## Task brief
Leave the pictures out, and retype all of the material exactly as written.

## Provided material
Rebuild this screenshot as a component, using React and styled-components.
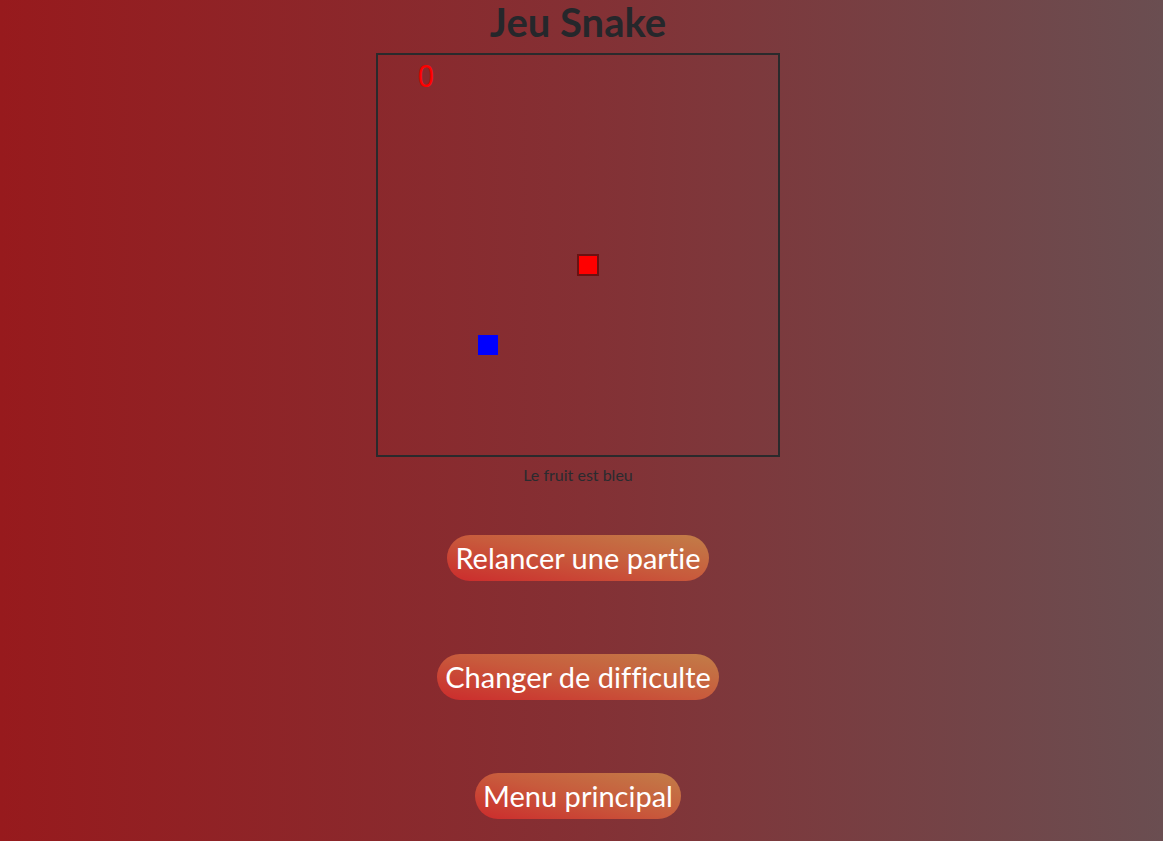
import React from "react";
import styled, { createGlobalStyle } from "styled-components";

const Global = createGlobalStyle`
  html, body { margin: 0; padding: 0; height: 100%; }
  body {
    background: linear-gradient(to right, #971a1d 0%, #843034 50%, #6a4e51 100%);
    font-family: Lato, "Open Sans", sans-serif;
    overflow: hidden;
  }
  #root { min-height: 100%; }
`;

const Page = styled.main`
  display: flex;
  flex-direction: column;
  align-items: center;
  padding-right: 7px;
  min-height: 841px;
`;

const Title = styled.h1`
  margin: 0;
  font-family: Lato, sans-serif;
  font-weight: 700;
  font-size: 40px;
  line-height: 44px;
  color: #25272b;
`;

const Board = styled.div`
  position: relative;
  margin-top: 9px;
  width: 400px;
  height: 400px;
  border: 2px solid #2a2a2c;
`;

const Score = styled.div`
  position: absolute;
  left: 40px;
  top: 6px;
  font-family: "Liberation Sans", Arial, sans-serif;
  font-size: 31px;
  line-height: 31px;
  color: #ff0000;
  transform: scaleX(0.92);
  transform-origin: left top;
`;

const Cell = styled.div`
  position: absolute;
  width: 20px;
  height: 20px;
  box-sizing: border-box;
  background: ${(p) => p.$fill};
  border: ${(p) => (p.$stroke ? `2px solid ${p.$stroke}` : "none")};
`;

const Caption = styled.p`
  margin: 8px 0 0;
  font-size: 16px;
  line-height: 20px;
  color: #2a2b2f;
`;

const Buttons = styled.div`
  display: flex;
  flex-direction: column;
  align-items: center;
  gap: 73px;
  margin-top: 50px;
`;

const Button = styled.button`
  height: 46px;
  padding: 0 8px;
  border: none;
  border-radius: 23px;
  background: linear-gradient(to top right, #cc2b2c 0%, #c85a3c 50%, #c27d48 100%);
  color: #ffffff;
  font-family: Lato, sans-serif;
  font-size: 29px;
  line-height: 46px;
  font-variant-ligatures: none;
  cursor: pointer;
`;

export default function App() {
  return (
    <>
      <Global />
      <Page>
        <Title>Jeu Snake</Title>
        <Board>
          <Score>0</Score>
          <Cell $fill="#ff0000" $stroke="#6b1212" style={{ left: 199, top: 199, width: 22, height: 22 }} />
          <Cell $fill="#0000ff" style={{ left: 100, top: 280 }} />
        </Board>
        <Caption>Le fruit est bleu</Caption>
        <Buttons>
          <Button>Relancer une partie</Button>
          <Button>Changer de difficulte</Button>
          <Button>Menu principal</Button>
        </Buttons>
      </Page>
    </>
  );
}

## Answer to the task
Rebuild this screenshot as a component, using React and styled-components.
import React from "react";
import styled, { createGlobalStyle } from "styled-components";

const Global = createGlobalStyle`
  html, body { margin: 0; padding: 0; height: 100%; }
  body {
    background: linear-gradient(to right, #971a1d 0%, #843034 50%, #6a4e51 100%);
    font-family: Lato, "Open Sans", sans-serif;
    overflow: hidden;
  }
  #root { min-height: 100%; }
`;

const Page = styled.main`
  display: flex;
  flex-direction: column;
  align-items: center;
  padding-right: 7px;
  min-height: 841px;
`;

const Title = styled.h1`
  margin: 0;
  font-family: Lato, sans-serif;
  font-weight: 700;
  font-size: 40px;
  line-height: 44px;
  color: #25272b;
`;

const Board = styled.div`
  position: relative;
  margin-top: 9px;
  width: 400px;
  height: 400px;
  border: 2px solid #2a2a2c;
`;

const Score = styled.div`
  position: absolute;
  left: 40px;
  top: 6px;
  font-family: "Liberation Sans", Arial, sans-serif;
  font-size: 31px;
  line-height: 31px;
  color: #ff0000;
  transform: scaleX(0.92);
  transform-origin: left top;
`;

const Cell = styled.div`
  position: absolute;
  width: 20px;
  height: 20px;
  box-sizing: border-box;
  background: ${(p) => p.$fill};
  border: ${(p) => (p.$stroke ? `2px solid ${p.$stroke}` : "none")};
`;

const Caption = styled.p`
  margin: 8px 0 0;
  font-size: 16px;
  line-height: 20px;
  color: #2a2b2f;
`;

const Buttons = styled.div`
  display: flex;
  flex-direction: column;
  align-items: center;
  gap: 73px;
  margin-top: 50px;
`;

const Button = styled.button`
  height: 46px;
  padding: 0 8px;
  border: none;
  border-radius: 23px;
  background: linear-gradient(to top right, #cc2b2c 0%, #c85a3c 50%, #c27d48 100%);
  color: #ffffff;
  font-family: Lato, sans-serif;
  font-size: 29px;
  line-height: 46px;
  font-variant-ligatures: none;
  cursor: pointer;
`;

export default function App() {
  return (
    <>
      <Global />
      <Page>
        <Title>Jeu Snake</Title>
        <Board>
          <Score>0</Score>
          <Cell $fill="#ff0000" $stroke="#6b1212" style={{ left: 199, top: 199, width: 22, height: 22 }} />
          <Cell $fill="#0000ff" style={{ left: 100, top: 280 }} />
        </Board>
        <Caption>Le fruit est bleu</Caption>
        <Buttons>
          <Button>Relancer une partie</Button>
          <Button>Changer de difficulte</Button>
          <Button>Menu principal</Button>
        </Buttons>
      </Page>
    </>
  );
}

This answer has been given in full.